Thursday, 22 December 2011

More Bush

When we were in Sydney the other day we took a walk from Manly Beach to the North Head. As we plodded along, I found myself thinking about the late Alan Clark and his highly successful diaries.

This might seem surprising, since Alan Clark was a rather sleazy old snob whose private jottings are principally of use in revealing to any outsider the impossibility of ever being accepted by the upper middle classes in England. Clark's comments on the events of his life and the people he meets are infused with an understanding of - and devotion to - an unspoken and exclusive code that dictates what is correct behaviour in every area of human activity.

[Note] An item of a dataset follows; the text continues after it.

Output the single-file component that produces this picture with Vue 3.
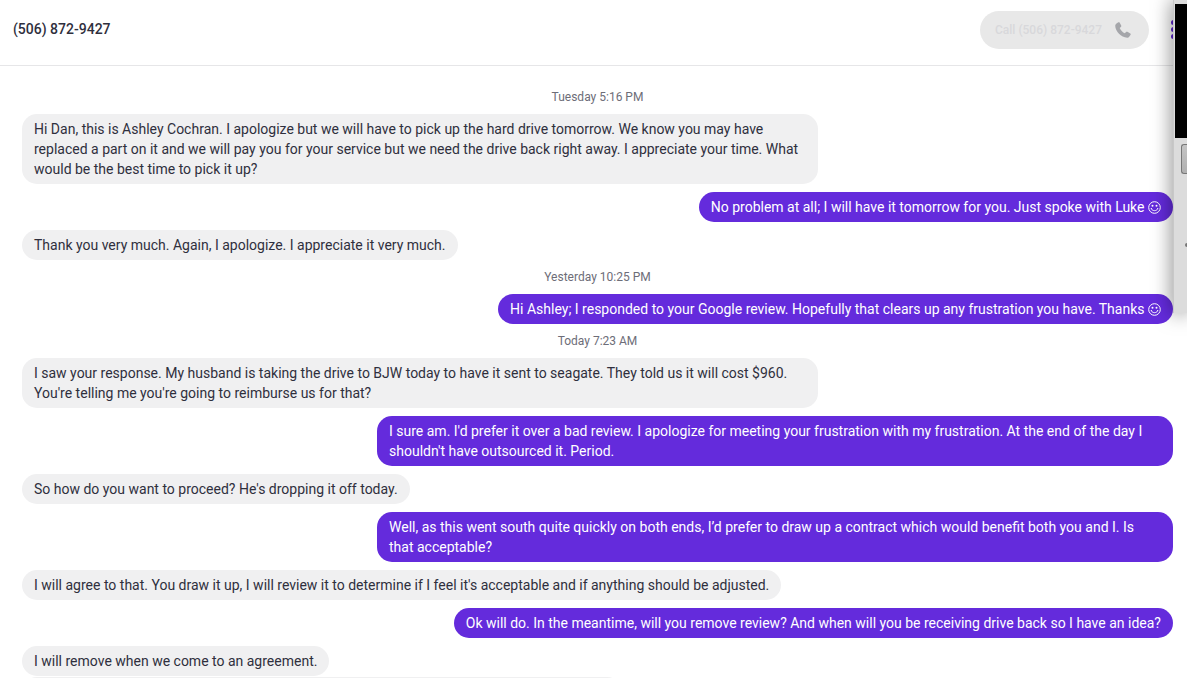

The best illustration of the kind of thing I mean is Clark's dismissal of Heseltine as a man who bought his own furniture, (rather than inheriting it, presumably). While I don't think I could ever find it in my heart to feel sorry for Heseltine about anything, I do think being criticised for one's choice of parents is a bit unkind.

Anyway, the reason Alan Clark and his diaries came to mind was that he also noted, disparagingly, of someone or other, (possibly Heseltine again, come to think of it), that, when he visited them, they had no flowers in the house. Looking around at the bush we were passing through, I thought how hard it would be to please Alan Clark in this regard, if he were visiting you in Australia.

As I mentioned in an earlier post, there are plenty of flowers and pretty things in our landscape, but they do not leap out at you - nor (apart from the good old wattle, which, as we all know has basically been put on earth to be shoved into a bottle) would they be easy to gather into a bunch and use to decorate your house.

To demonstrate what I mean, here are some of the blooms I spotted on our route. Some might be chivvied into a tiny posy, but none, I think, would be effective as a genuine, Clark-pleasing 'floral display':


  1. What I find in Wikipedia about Alan Clark suggests, as you say, "the impossibility of [an outsider] ever being accepted by the upper middle classes in England." It does nothing to suggest why an outsider should wish to be so accepted.

    But I'm interested in the furniture notion. Among those who purchase furniture, there is a hierarchy--I know, having when single belonged to the lowest rung, that of those who buy from second-hand shops or from stores that expect one to assemble from a flat pack. Among those who inherit, is there also a hierarchy? Must one go 5 generations back as under the old "quartering" system? Is there a distinction comparable to the old French one of the robe vs. the sword, so that the table grandpa pillaged in Aachen counts for more than the one great-grandpa bought in New York? The subject calls for a new Proust to guide us through the distinctions.

    But we did have flowers in the yard till a couple of weeks ago, which is pretty late at our latitude.

  2. I love those flannel flowers. and my rosella loves the grevillea

  3. I think there is something in the human spirit that means people always want to belong to clubs that won't have them as members, George. Wonderful complicated questions re the hierarchy of furniture ownership. Just to start with, I would put buying from secondhand shops far above buying flat packs in the pecking order.

    I'm guessing the flannel flowers are the sort of greyish ones - they are lovely, Nurse.

  4. I enjoyed your implication that Alan Clark was 'upper-middle class'. I hope he's spinning in his grave! 'Spinning' is quite appropriate as he was only a couple of generations away from the source of his wealth - oop North, in textiles.

    Clark's infamous furniture comment was made when quoting another Tory pol of that era (Michael Jopling). I'm not sure what he meant by this. He was a bit of a Nazi so he would probably have thought that good blood is preferable to old money.

  5. Gaw - I will have to consult Kate Fox (Watching the English), but I think the most Clark could aspire to would be upper upper middle class, since he wasn't part of the hereditary aristocracy. Because their position is not official and secure and because it has been arrived at by dint of effort - theirs and/or their parents - it is that slice of the population that most fiercely guards entry to the world where you don't say toilet or perfume, rather than those who have arrived at the rung above, I think.